*Exercise directions:* Read the records and gather each line that includes "code".

====== Extracted data ======

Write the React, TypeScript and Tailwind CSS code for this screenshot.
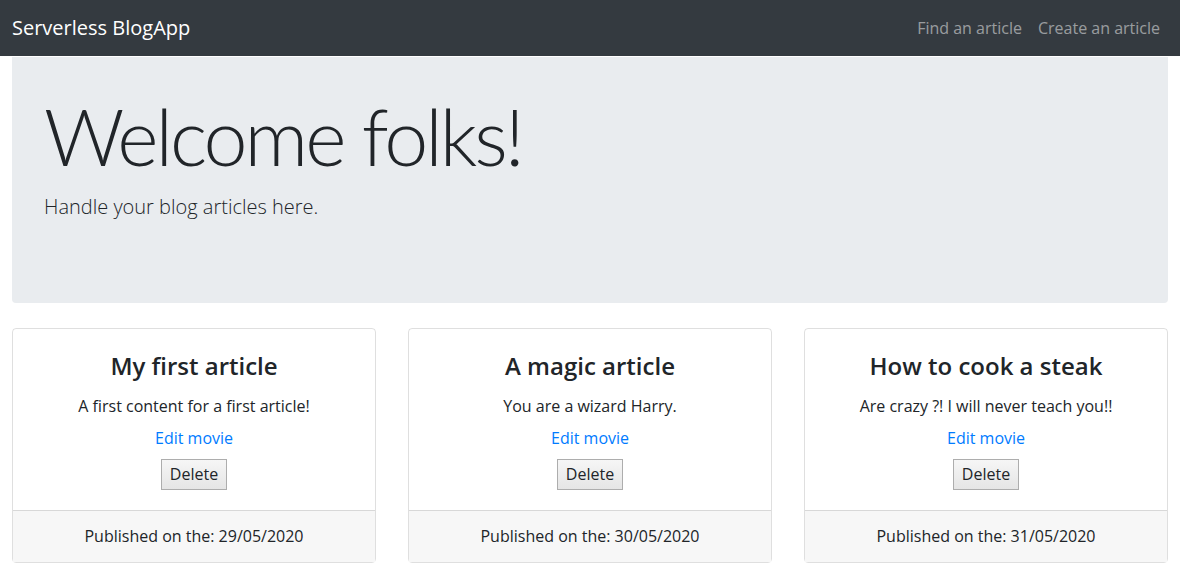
const articles = [
  { id: 1, title: 'My first article', content: 'A first content for a first article!', date: '29/05/2020' },
  { id: 2, title: 'A magic article', content: 'You are a wizard Harry.', date: '30/05/2020' },
  { id: 3, title: 'How to cook a steak', content: 'Are crazy ?! I will never teach you!!', date: '31/05/2020' }
];

export default function App() {
  return (
    <div className="min-h-screen bg-white text-[#212529] font-['Open_Sans',sans-serif]">
      {/* Navbar */}
      <nav className="h-14 bg-[#343a40] px-3 flex items-center justify-between">
        <a href="#" className="text-white text-xl">Serverless BlogApp</a>
        <div className="flex">
          <a href="#" className="px-2 text-base text-white/50">Find an article</a>
          <a href="#" className="px-2 text-base text-white/50">Create an article</a>
        </div>
      </nav>

      <div className="px-3">
        {/* Jumbotron */}
        <div className="mt-px bg-[#e9ecef] rounded-b pt-8 pb-[81px] px-8">
          <h1 className="text-[79px] leading-[1.2] font-light mb-2 font-['Lato',sans-serif] tracking-[-3px]">Welcome folks!</h1>
          <p className="text-xl font-light leading-normal">Handle your blog articles here.</p>
        </div>

        {/* Articles */}
        <div className="mt-[25px] grid grid-cols-3 gap-8">
          {articles.map(article => (
            <div key={article.id} className="border border-black/[.125] rounded flex flex-col text-center">
              <div className="p-5 flex flex-col items-center">
                <h4 className="text-2xl font-semibold leading-[1.2] mt-[3px]">{article.title}</h4>
                <p className="mt-[13px] leading-6">{article.content}</p>
                <a href="#" className="mt-[8px] text-[#007bff] leading-6">Edit movie</a>
                <button className="mt-[9px] px-[8px] h-[31px] border border-[#adadad] bg-gradient-to-b from-[#f6f6f6] to-[#e5e5e5] text-base leading-none">
                  Delete
                </button>
              </div>
              <div className="border-t border-black/[.125] bg-[#f7f7f7] h-[52px] flex items-center justify-center">
                Published on the: {article.date}
              </div>
            </div>
          ))}
        </div>
      </div>
    </div>
  );
}
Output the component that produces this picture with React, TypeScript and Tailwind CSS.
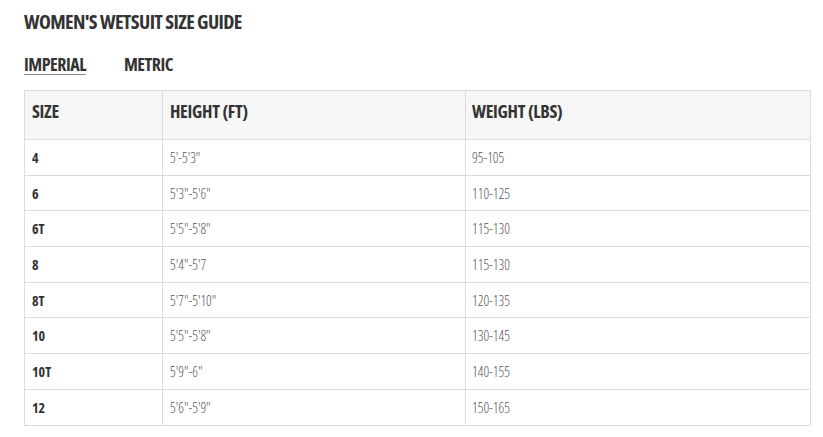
const rows = [
  ["4", "5'-5'3\"", "95-105"],
  ["6", "5'3\"-5'6\"", "110-125"],
  ["6T", "5'5\"-5'8\"", "115-130"],
  ["8", "5'4\"-5'7", "115-130"],
  ["8T", "5'7\"-5'10\"", "120-135"],
  ["10", "5'5\"-5'8\"", "130-145"],
  ["10T", "5'9\"-6\"", "140-155"],
  ["12", "5'6\"-5'9\"", "150-165"],
]

export default function App() {
  return (
    <div className="w-[823px] h-[437px] bg-white text-[#333] font-['Open_Sans',sans-serif] [font-stretch:condensed] overflow-hidden">
      <div className="pl-6 pt-[8px]">
        <h2 className="text-[20px] leading-[28px] font-bold tracking-[-0.6px]">WOMEN'S WETSUIT SIZE GUIDE</h2>
        <div className="flex gap-[38px] mt-[16px] text-[18px] leading-[24px] font-bold tracking-[-0.5px]">
          <span className="underline decoration-[#888] decoration-1 underline-offset-[3px]">IMPERIAL</span>
          <span>METRIC</span>
        </div>
      </div>
      <table className="ml-6 mt-[14px] w-[786px] border-collapse table-fixed">
        <colgroup>
          <col className="w-[138px]" />
          <col className="w-[303px]" />
          <col className="w-[345px]" />
        </colgroup>
        <thead>
          <tr className="h-[49px] bg-[#f7f7f7] text-[18px] font-bold tracking-[-0.3px]">
            <th className="border border-[#dcdcdc] px-[7px] pb-[7px] text-left align-middle">SIZE</th>
            <th className="border border-[#dcdcdc] px-[7px] pb-[7px] text-left align-middle">HEIGHT (FT)</th>
            <th className="border border-[#dcdcdc] px-[6px] pb-[7px] text-left align-middle">WEIGHT (LBS)</th>
          </tr>
        </thead>
        <tbody className="text-[14px]">
          {rows.map((r) => (
            <tr key={r[0]} className="h-[35.7px]">
              <td className="border border-[#dcdcdc] px-[7px] font-bold">{r[0]}</td>
              <td className="border border-[#dcdcdc] px-[7px] font-light text-[#555]">{r[1]}</td>
              <td className="border border-[#dcdcdc] px-[6px] font-light text-[#555]">{r[2]}</td>
            </tr>
          ))}
        </tbody>
      </table>
    </div>
  )
}
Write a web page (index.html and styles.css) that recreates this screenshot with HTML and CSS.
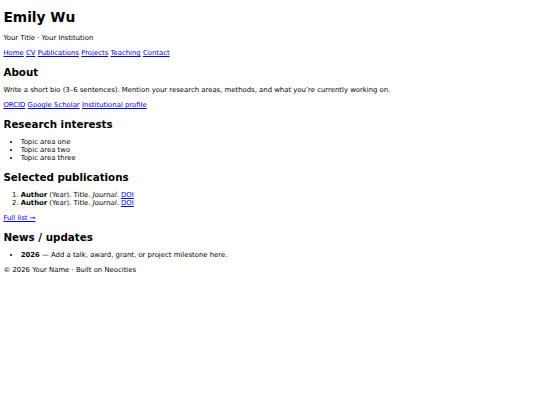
FILE: index.html
```html
<!DOCTYPE html>
<html lang="en">
<head>
<meta charset="utf-8">
<title>Emily Wu</title>
<link rel="stylesheet" href="styles.css">
</head>
<body>
<header>
<h1>Emily Wu</h1>
<p>Your Title · Your Institution</p>
<nav><a href="#">Home</a> <a href="#">CV</a> <a href="#">Publications</a> <a href="#">Projects</a> <a href="#">Teaching</a> <a href="#">Contact</a></nav>
</header>
<main>
<section>
<h2>About</h2>
<p>Write a short bio (3–6 sentences). Mention your research areas, methods, and what you’re currently working on.</p>
<p><a href="#">ORCID</a> <a href="#">Google Scholar</a> <a href="#">Institutional profile</a></p>
</section>
<section>
<h2>Research interests</h2>
<ul>
<li>Topic area one</li>
<li>Topic area two</li>
<li>Topic area three</li>
</ul>
</section>
<section>
<h2>Selected publications</h2>
<ol>
<li><strong>Author</strong> (Year). Title. <em>Journal</em>. <a href="#">DOI</a></li>
<li><strong>Author</strong> (Year). Title. <em>Journal</em>. <a href="#">DOI</a></li>
</ol>
<p><a href="#">Full list →</a></p>
</section>
<section>
<h2>News / updates</h2>
<ul>
<li><strong>2026</strong> — Add a talk, award, grant, or project milestone here.</li>
</ul>
</section>
</main>
<footer><p>© 2026 Your Name · Built on Neocities</p></footer>
</body>
</html>
```
FILE: styles.css
```css
body {
  margin: 3.44px;
  font-family: "DejaVu Sans", sans-serif;
  font-size: 6.88px;
  color: #000;
  background: #fff;
}
h1 { font-size: 2em; margin: 5.6px 0 0.67em; }
h2 { font-size: 1.5em; margin: 0.83em 0; }
p { margin: 1em 0; }
ul, ol { margin: 1em 0; padding-left: 17.2px; }
a { color: #00e; }
```
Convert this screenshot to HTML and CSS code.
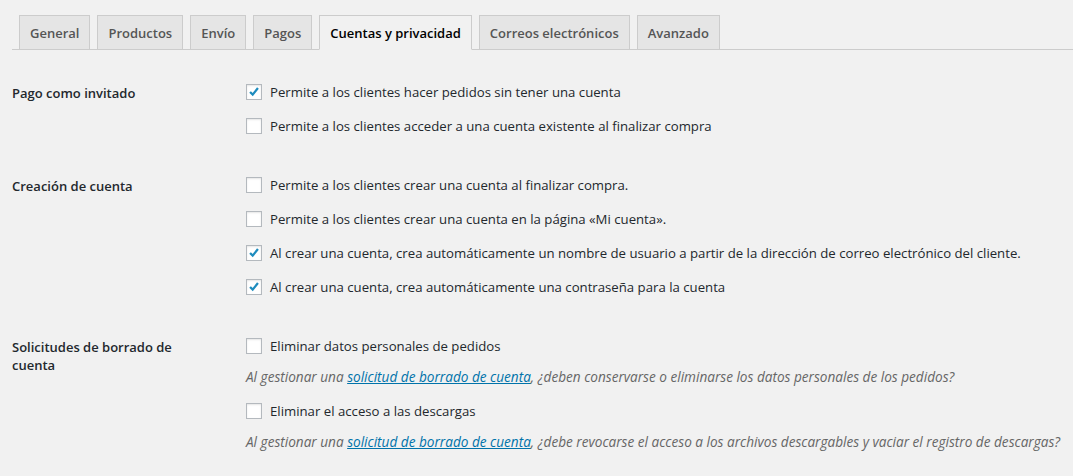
FILE: index.html
```html
<!DOCTYPE html>
<html lang="es">
<head>
<meta charset="utf-8">
<link rel="stylesheet" href="styles.css">
</head>
<body>
<div class="wrap">
  <nav class="tabs">
    <a class="tab">General</a>
    <a class="tab">Productos</a>
    <a class="tab">Envío</a>
    <a class="tab">Pagos</a>
    <a class="tab active">Cuentas y privacidad</a>
    <a class="tab">Correos electrónicos</a>
    <a class="tab">Avanzado</a>
  </nav>

  <div class="form">
    <section class="row">
      <div class="label">Pago como invitado</div>
      <div class="field">
        <label class="option"><span class="cb checked"><svg viewBox="0 0 16 16"><polyline points="3.5,8 6.5,11 12.5,3.5"/></svg></span>Permite a los clientes hacer pedidos sin tener una cuenta</label>
        <label class="option"><span class="cb"></span>Permite a los clientes acceder a una cuenta existente al finalizar compra</label>
      </div>
    </section>

    <section class="row">
      <div class="label">Creación de cuenta</div>
      <div class="field">
        <label class="option"><span class="cb"></span>Permite a los clientes crear una cuenta al finalizar compra.</label>
        <label class="option"><span class="cb"></span>Permite a los clientes crear una cuenta en la página «Mi cuenta».</label>
        <label class="option"><span class="cb checked"><svg viewBox="0 0 16 16"><polyline points="3.5,8 6.5,11 12.5,3.5"/></svg></span>Al crear una cuenta, crea automáticamente un nombre de usuario a partir de la dirección de correo electrónico del cliente.</label>
        <label class="option"><span class="cb checked"><svg viewBox="0 0 16 16"><polyline points="3.5,8 6.5,11 12.5,3.5"/></svg></span>Al crear una cuenta, crea automáticamente una contraseña para la cuenta</label>
      </div>
    </section>

    <section class="row">
      <div class="label">Solicitudes de borrado de cuenta</div>
      <div class="field">
        <label class="option"><span class="cb"></span>Eliminar datos personales de pedidos</label>
        <p class="desc">Al gestionar una <a href="#">solicitud de borrado de cuenta</a>, ¿deben conservarse o eliminarse los datos personales de los pedidos?</p>
        <label class="option"><span class="cb"></span>Eliminar el acceso a las descargas</label>
        <p class="desc">Al gestionar una <a href="#">solicitud de borrado de cuenta</a>, ¿debe revocarse el acceso a los archivos descargables y vaciar el registro de descargas?</p>
      </div>
    </section>
  </div>
</div>
</body>
</html>
```
FILE: styles.css
```css
html, body {
  margin: 0;
  padding: 0;
  background: #f1f1f1;
}
body {
  font-family: "Open Sans", "Noto Sans", sans-serif;
  font-size: 13.2px;
  color: #23282d;
}
.wrap {
  padding: 15px 0 0 12px;
}
.tabs {
  display: flex;
  border-bottom: 1px solid #ccc;
  padding-left: 0;
}
.tab {
  margin-left: 7px;
  margin-bottom: -1px;
  padding: 6px 10px 4px;
  line-height: 23px;
  font-size: 13px;
  font-weight: 600;
  color: #555;
  background: #e5e5e5;
  border: 1px solid #ccc;
  white-space: nowrap;
}
.tab.active {
  color: #000;
  background: #f1f1f1;
  border-bottom-color: #f1f1f1;
}
.form {
  padding-top: 32px;
  display: flex;
  flex-direction: column;
  gap: 39px;
}
.row {
  display: grid;
  grid-template-columns: 234px 1fr;
}
.label {
  font-size: 13px;
  font-weight: 600;
  line-height: 18px;
  padding-top: 2px;
  padding-right: 34px;
}
.field {
  display: flex;
  flex-direction: column;
  gap: 14px;
}
.option {
  display: flex;
  align-items: center;
  height: 20px;
  gap: 8px;
  white-space: nowrap;
}
.cb {
  width: 16px;
  height: 16px;
  box-sizing: border-box;
  border: 1px solid #b4b9be;
  background: #fff;
  box-shadow: inset 0 1px 2px rgba(0,0,0,0.1);
  flex: none;
  display: flex;
}
.cb svg {
  width: 14px;
  height: 14px;
  fill: none;
  stroke: #1e8cbe;
  stroke-width: 2.6;
}
.desc {
  margin: -3px 0 0;
  height: 20px;
  line-height: 20px;
  font-size: 13.6px;
  font-style: italic;
  color: #666;
  white-space: nowrap;
}
.desc a {
  color: #0073aa;
  text-decoration: underline;
}
```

======

*Reply to the exercise:*
Write the React, TypeScript and Tailwind CSS code for this screenshot.
Convert this screenshot to HTML and CSS code.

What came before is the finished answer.